Judge wonders why husband anxious to declare wife missing at sea dead

5:38 p.m Friday, Nov. 3, 2017 Local
Isabella Hellmann (left) and Lewis Bennett

A judge on Friday again refused to declare dead Isabella Hellmann, who went missing at sea nearly six months ago, expressing alarm at how quickly the woman’s husband wants to obtain her death certificate.

“People generally hope the other person is alive, and they wait as long as possible,” Palm Beach County Circuit Judge Kathleen Kroll told lawyers for the woman’s husband, 41-year-old Lewis Bennett. “The immediacy of this is concerning.”

Bennett’s wife, Isabella Hellman, vanished 30 miles off the coast of the Bahamas on May 15 aboard her husband’s catamaran. Since then, the U.S. Coast Guard and the FBI have launched missing persons investigations, and Bennett, 41, remains jailed after being indicted on charges that he transported as much as $100,000 in stolen coins.

One of Bennett’s lawyers, Edward Downey, said after Friday’s hearing that Bennett did wish Hellmann was alive.

Read The Post’s complete coverage of the disappearance of Isabella Hellmann

But he said that Hellmann’s Delray Beach condo, which is rightfully Bennett’s, is racking up unpaid homeowners’ association fees and could be lost.

“If you don’t pay those, the association can foreclose on your house,” Downey said. “Unless we can have that house marshalled and liquidated, it will be lost.”

But first, Downey believes Hellmann must be declared presumed dead.

To do that, Kroll said she needed testimony that Hellmann was on the boat, that the boat suffered some peril at sea, and that she did not suffer from any mental or financial crises by the time she left on the trip.

She told Downey that she has seen none of that.

“I don’t have any testimony that she was on the boat,” Kroll said. “I don’t have any testimony that there was any peril at sea. I have no testimony about the condition of the woman when she left.”

Bennett has said that he and Hellmann were in the Bahamas, on a delayed honeymoon sailing trip, when he awoke to find that his catamaran had struck something in the Atlantic near Cay Sol and was sinking, and that his wife was gone.

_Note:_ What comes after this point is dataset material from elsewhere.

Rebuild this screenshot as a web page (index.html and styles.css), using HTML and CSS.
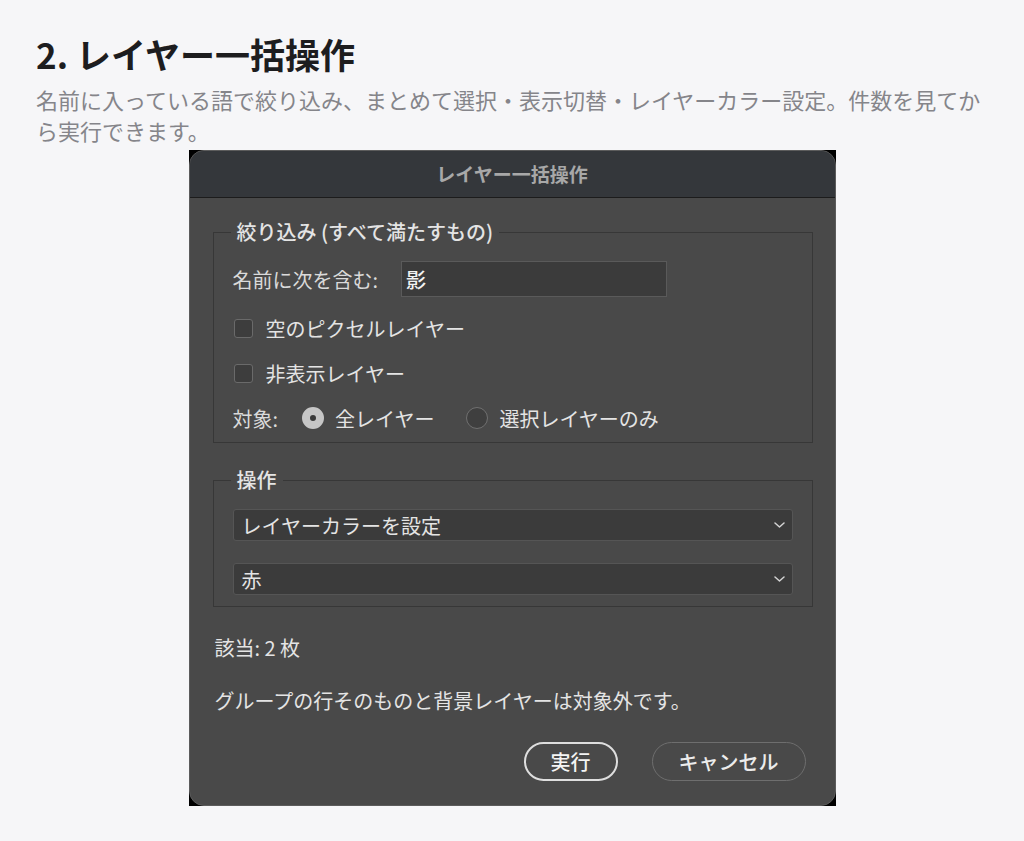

See a gallery of Coast Guard photos from the search for Isabella Hellmann

Bennett wrote to the U.S. Coast Guard within a day after it called off its search and requested, without success, a “letter of presumed death” for his wife of three months and the mother of their now nearly 15-month-old daughter. He later asked the local courts for the official declaration.

The Coast Guard called off its ocean search for Hellmann after four days. Neither the FBI nor the Coast Guard has said whether it suspects foul play in Hellmann’s disappearance.